Tally up the lines that include "React" and state that number by itself.
══════════
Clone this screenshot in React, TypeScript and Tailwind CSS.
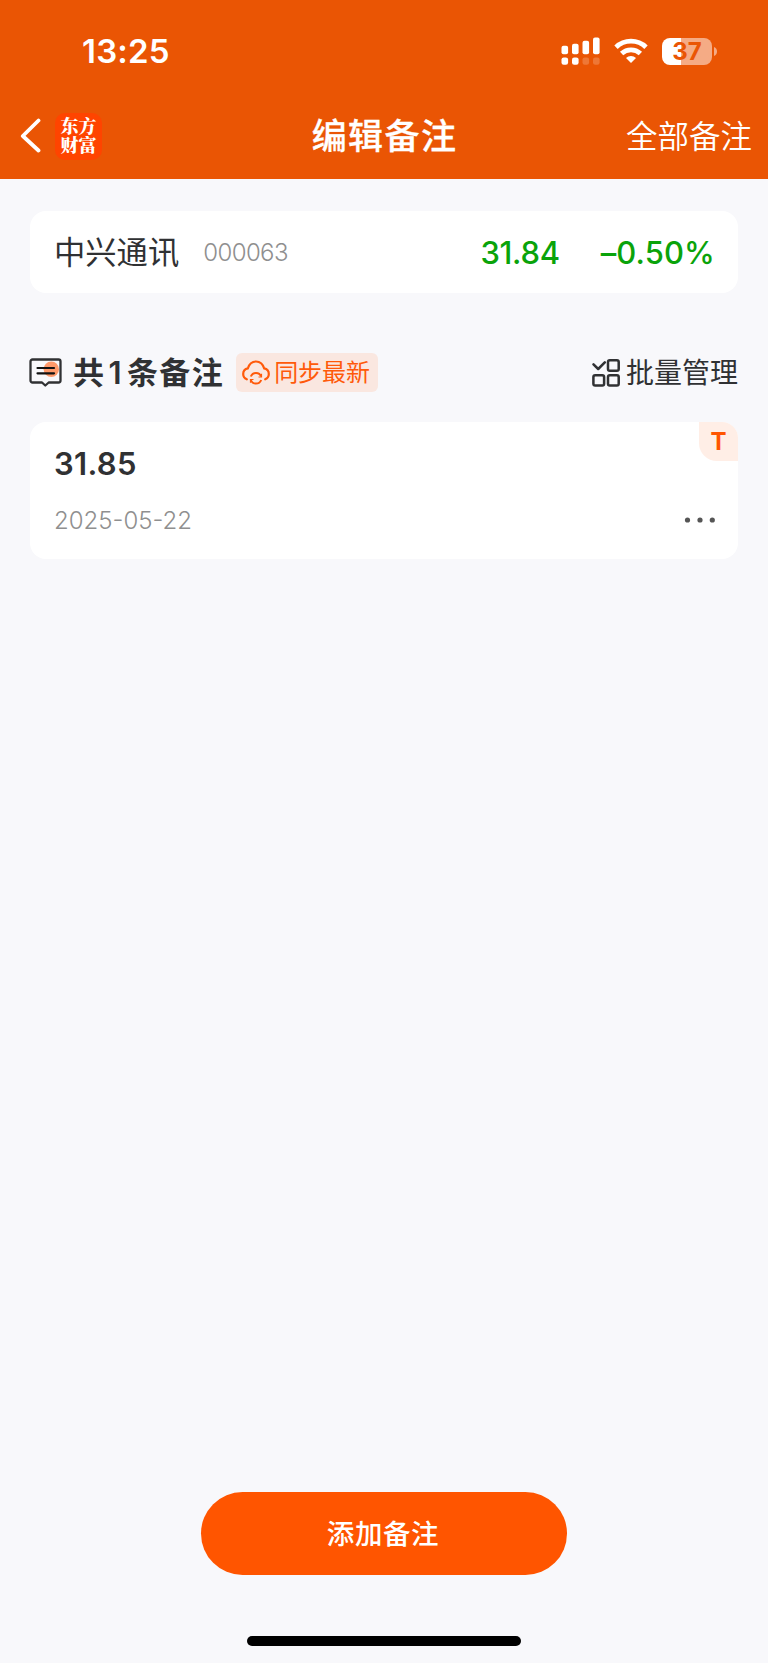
import React from "react";

const cjk = "font-['Inter','Noto_Sans_CJK_SC',sans-serif]";

function SignalIcon() {
  return (
    <svg width="40" height="28" viewBox="0 0 40 28" fill="#fff" className="shrink-0">
      <rect x="0.500" y="8.8" width="6.6" height="8.5" rx="2" />
      <rect x="11" y="6.8" width="6.6" height="10.5" rx="2" />
      <rect x="21.500" y="3.8" width="6.6" height="13.500" rx="2" />
      <rect x="32" y="0.500" width="6.6" height="16.800" rx="2" />
      <rect x="0.500" y="20.400" width="6.6" height="7.3" rx="2.2" />
      <rect x="11" y="20.400" width="6.6" height="7.3" rx="2.2" />
      <rect x="21.500" y="20.400" width="6.6" height="7.3" rx="2.2" opacity=".2" />
      <rect x="32" y="20.400" width="6.6" height="7.3" rx="2.2" opacity=".2" />
    </svg>
  );
}

function WifiIcon() {
  return (
    <svg width="34" height="26" viewBox="0 0 34 26" fill="none" stroke="#fff" strokeWidth="4.8" className="shrink-0">
      <path d="M2 9.2C10.3 1.200 23.7 1.200 32 9.2" />
      <path d="M7.6 15.5C12.9 10.6 21.1 10.6 26.4 15.5" />
      <path d="M17 25l-5-5c2.8-2.800 7.200-2.800 10 0z" fill="#fff" stroke="none" />
    </svg>
  );
}

function Battery() {
  return (
    <div className="flex items-center">
      <div className="flex h-[27px] w-[50px] items-center justify-center rounded-[8px] bg-linear-to-r from-white from-[38%] to-[#f5ab85] to-[38%]">
        <span className="font-['Inter',sans-serif] text-[24px] leading-[27px] font-bold text-[#ea5504]">37</span>
      </div>
      <svg width="5" height="9" viewBox="0 0 5 9" className="ml-px">
        <path d="M1 0C5 1.5 5 7.500 1 9z" fill="#f5ab85" />
      </svg>
    </div>
  );
}

function NoteIcon() {
  return (
    <svg width="33" height="29" viewBox="0 0 33 29" fill="none" className="shrink-0">
      <circle cx="22.300" cy="11.200" r="7.700" fill="#ff9a6b" />
      <path d="M3.500 1.500h26a2 2 0 0 1 2 2v19a2 2 0 0 1-2 2H19.700L16.300 27.500 13 24.500H3.500a2 2 0 0 1-2-2v-19a2 2 0 0 1 2-2z" stroke="#303133" strokeWidth="2.300" strokeLinejoin="round" />
      <path d="M8.500 10h16.500M8.500 15.300h16.500" stroke="#111" strokeWidth="2.200" strokeLinecap="round" />
    </svg>
  );
}

function CloudSyncIcon() {
  return (
    <svg width="28" height="25" viewBox="0 0 28 25" fill="none" stroke="#ff5a0a" strokeWidth="2.200" strokeLinecap="round" className="shrink-0">
      <path d="M4.800 19.300C2.600 18.300 1.200 16.300 1.200 13.900c0-2.900 2-5.100 4.700-5.600C7.100 4.200 10.200 1.500 14 1.500s6.900 2.700 8.100 6.800c2.700.5 4.700 2.700 4.700 5.600 0 2.400-1.400 4.400-3.600 5.400" />
      <path d="M8.800 16.500c.8-2.100 2.800-3.600 5.200-3.600s4.400 1.500 5.200 3.600M19.200 20c-.8 2.100-2.800 3.600-5.200 3.600S9.600 22.100 8.800 20" strokeWidth="2" strokeLinecap="butt" />
      <path d="M19.500 13.800v3.200h-3M8.500 22.700v-3.200h3" strokeWidth="1.200" strokeLinecap="butt" />
    </svg>
  );
}

function BatchIcon() {
  return (
    <svg width="28" height="28" viewBox="0 0 28 28" fill="none" stroke="#303133" strokeWidth="2.500" className="shrink-0">
      <path d="M1.500 5.300l4.700 4.700 6.600-6.600" strokeLinecap="round" strokeLinejoin="round" />
      <rect x="16" y="1.300" width="10.700" height="10.400" rx="1.800" />
      <rect x="1.400" y="16.200" width="10.700" height="10.400" rx="1.800" />
      <rect x="16" y="16.200" width="10.700" height="10.400" rx="1.800" />
    </svg>
  );
}

export default function App() {
  return (
    <div className={`flex h-[1663px] w-[768px] flex-col bg-[#f8f8fb] text-[#303133] ${cjk}`}>
      <header className="h-[179px] shrink-0 bg-[#ea5504] text-white">
        <div className="flex h-[102px] items-center pl-[82px]">
          <span className="w-[479px] pt-px font-['Inter',sans-serif] text-[33px] leading-none font-semibold tracking-[.2px]">13:25</span>
          <SignalIcon />
          <div className="pl-[13px]"><WifiIcon /></div>
          <div className="pl-[14px]"><Battery /></div>
        </div>
        <div className="grid h-[68px] grid-cols-[1fr_auto_1fr] items-center pr-[15px] pl-[20px]">
          <div className="flex items-center">
            <svg width="22" height="36" viewBox="0 0 22 36" fill="none" stroke="#fff" strokeWidth="3.800" strokeLinecap="round" strokeLinejoin="round">
              <path d="M18.500 2.500L2.800 18 18.500 32.500" />
            </svg>
            <div className="ml-[13px] flex size-[47px] items-center justify-center rounded-[10px] bg-[#ff4400]">
              <p className="w-[36px] pb-[2px] font-['Noto_Serif_CJK_SC','Noto_Sans_CJK_SC',serif] text-[18px] leading-[19.500px] font-black break-all">东方财富</p>
            </div>
          </div>
          <h1 className="pt-px pr-[4px] text-[35px] leading-none font-medium tracking-[1.400px] [-webkit-text-stroke:.3px_white]">编辑备注</h1>
          <span className="justify-self-end pt-px pr-px text-[31.500px] leading-none font-[350]">全部备注</span>
        </div>
      </header>

      <main className="flex flex-1 flex-col px-[30px] pt-[32px]">
        <section className="flex h-[82px] items-center rounded-[16px] bg-white pr-[25px] pl-[24px]">
          <span className="pt-[3px] text-[31.300px] leading-none">中兴通讯</span>
          <span className="ml-[24px] pt-[2px] text-[24px] leading-none font-light tracking-[-.6px] text-[#8f8f8f]">000063</span>
          <span className="ml-auto text-[31px] leading-none font-medium tracking-[-.3px] text-[#0aa30a]">31.84</span>
          <span className="-mr-[2px] ml-[41px] text-[31px] leading-none font-medium tracking-[.1px] text-[#0aa30a]">–0.50%</span>
        </section>

        <div className="-ml-px mt-[60px] flex h-[39px] items-center">
          <NoteIcon />
          <h2 className="ml-[11px] text-[31px] leading-none font-semibold tracking-[1.400px] whitespace-nowrap">
            共<span className="mr-[4px] ml-[3px]">1</span>条备注
          </h2>
          <button className="ml-[12px] flex h-[39px] w-[142px] items-center gap-[4px] rounded-[6px] bg-[#fae7e0] pl-[6px] text-[24px] leading-none whitespace-nowrap text-[#ff5a0a]">
            <CloudSyncIcon />
            <span className="pt-px">同步最新</span>
          </button>
          <button className="ml-auto flex items-center gap-[6px] text-[28px] leading-none">
            <BatchIcon />
            <span className="pt-px">批量管理</span>
          </button>
        </div>

        <section className="relative mt-[30px] flex h-[137px] flex-col rounded-[16px] bg-white pr-[22px] pl-[24px]">
          <span className="pt-[26px] text-[31px] leading-[32px] font-semibold tracking-[.3px]">31.85</span>
          <div className="mt-[24px] flex items-center justify-between">
            <span className="pt-px text-[24px] leading-[32px] font-light text-[#8f8f8f]">2025-05-22</span>
            <svg width="32" height="6" viewBox="0 0 32 6" fill="#555" className="-mt-[2px]">
              <circle cx="3.500" cy="3" r="2.600" />
              <circle cx="16" cy="3" r="2.600" />
              <circle cx="28.300" cy="3" r="2.600" />
            </svg>
          </div>
          <span className="absolute top-0 right-0 flex size-[39px] items-center justify-center rounded-tr-[16px] rounded-bl-[18px] bg-[#ffeee6] pt-px text-[24px] leading-none font-bold text-[#ff5500]">T</span>
        </section>

        <div className="mt-auto flex flex-col items-center pb-[17px]">
          <button className="h-[83px] w-[366px] rounded-full bg-[#ff5500] pt-[2px] pr-[2px] text-[27.500px] leading-none font-medium tracking-[.6px] text-white">添加备注</button>
          <div className="mt-[61px] h-[10px] w-[274px] rounded-full bg-black" />
        </div>
      </main>
    </div>
  );
}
══════════
#### THE REPLY
2